Pamputtae
IN retrospect, the question posed to dancehall deejay Pamputtae couldn’t have been any more innocent: “My girl, we hear seh you slim down. When yuh coming in so that we can tek some new pictures?”
There was a loud silence on the phone. The seconds ticked away. Then the explosion came. The fluffy-and-loving-it deejay went ‘ballistic’.
“Mi!” Pamputtae exclaimed incredulously. “Slim dung?” she asked, somehow managing to make the two words sound like totally offensive, almost like indecent language.
“What!” she said and we could almost see her shaking her head in disbelief.
“Mi still big,” the deejay said with tonnes of pride. “Mi belly hang ova same way … mi still t(h)ick and can flick and do di tings dem,” Pamputtae assured.
“A me a represent fi all a di fluffy ladies dem inna di dancehall, yuh nuh. How mi fi go slim dung? Whoever tell yuh so a bad mine dem bad mine!” she said dismissively.

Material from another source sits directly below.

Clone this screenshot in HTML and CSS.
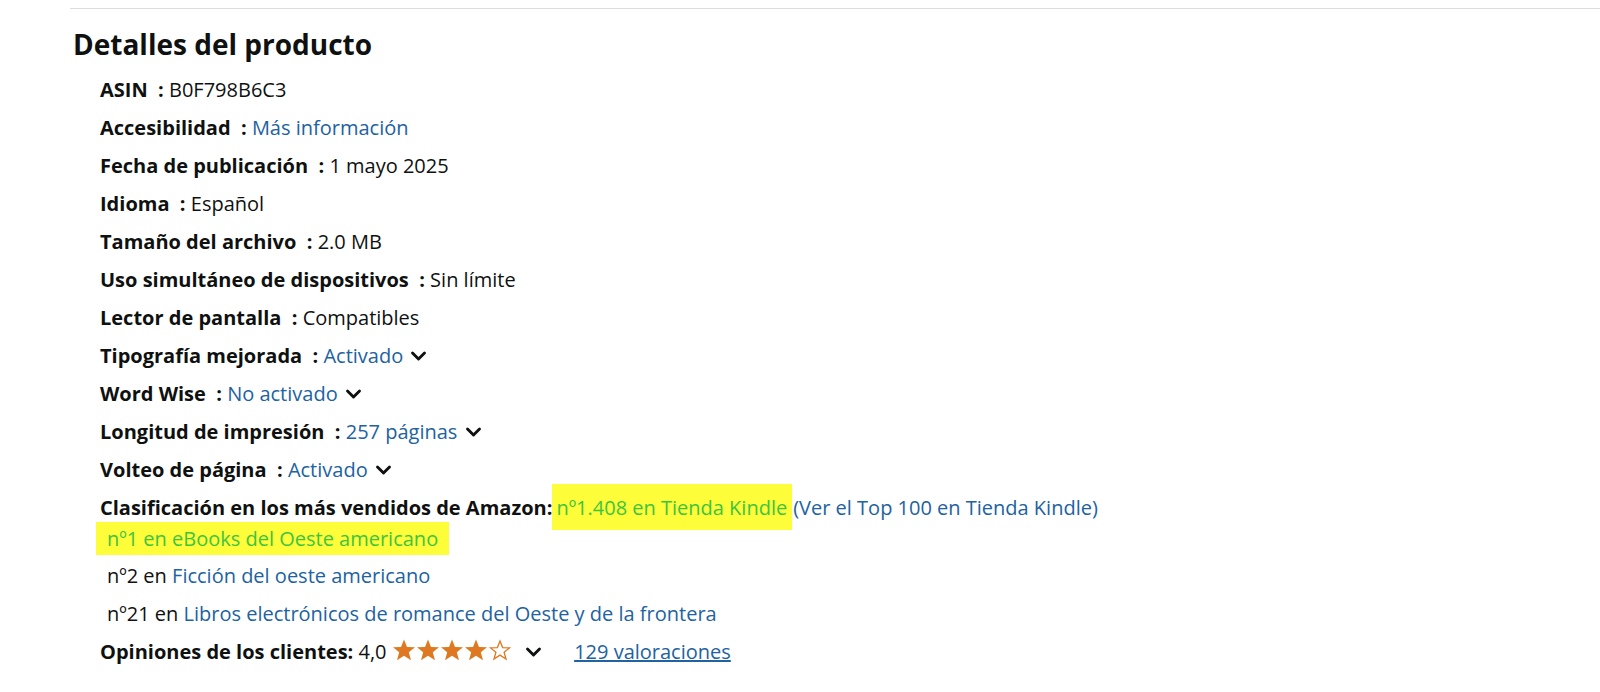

Pamputtae is currently riding a crest of popularity with the song Slim vs Fluffy, a combination with popular deejay, Spice, in which each seeks to outdo the other by extolling the virtues of the slim girl (Spice) and the fluffy girl (Pamputtae). “The song a tek life. It haffi play more than one time in the dance,” Pamputtae explained, adding that at a recent show in Canada, she and Spice were the toasts of the town. In fact, at the just-concluded Caribbean Fashionweek, which, for the first time, featured plus size models, the song was used to open the Sandra Kennedy collection, as the models paraded the shouts of approval were deafening.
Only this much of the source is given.